The final issue raised by the defendant relates to a change in the composition of the jury after the trial began. During the first day of the trial one of the jurors told an assistant United States marshal that after she had heard part of the government’s evidence she remembered that her husband had once been the victim of an armed robbery. On voir dire she had not responded to a question by counsel for the defendant as to whether any juror or a close member of a juror’s family had been the victim of a crime. The defendant and his counsel were both present in chambers and heard the marshal report this conversation to the Judge. The Judge denied a motion for mistrial, excused the juror in question *710 and substituted an alternate juror. The District Judge, in the presence of counsel for the government and the defendant, interrogated the juror in chambers. The juror stated that she had not communicated the fact which she had told the marshal to any other juror. After the juror was dismissed and the alternate substituted, the court advised the jury that something had come up which required the particular juror to be excused and that they were not to draw any inferences from this fact.

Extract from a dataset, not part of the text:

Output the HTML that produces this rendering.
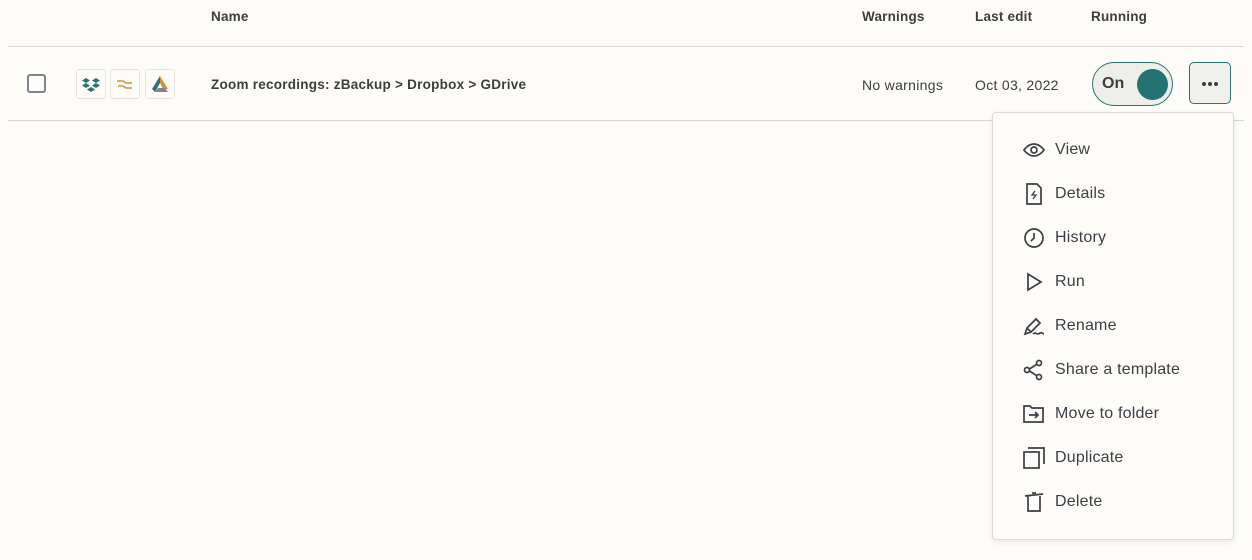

We find no error in the way in which the district court handled this matter. The cases which defendant has cited in support of his argument on this issue are not in point. They all deal with actual contamination of juries, whereas the hearing conducted by the Judge in this case indicated that one jur- or who had inadvertently failed to respond to a question on voir dire had not discussed the matter with any other member of the jury. The question of whether to grant a mistrial or to substitute an alternate juror under these circumstances was addressed to the sound discretion of the District Judge. We find no abuse in the exercise of that discretion.
The judgment of the district court is affirmed.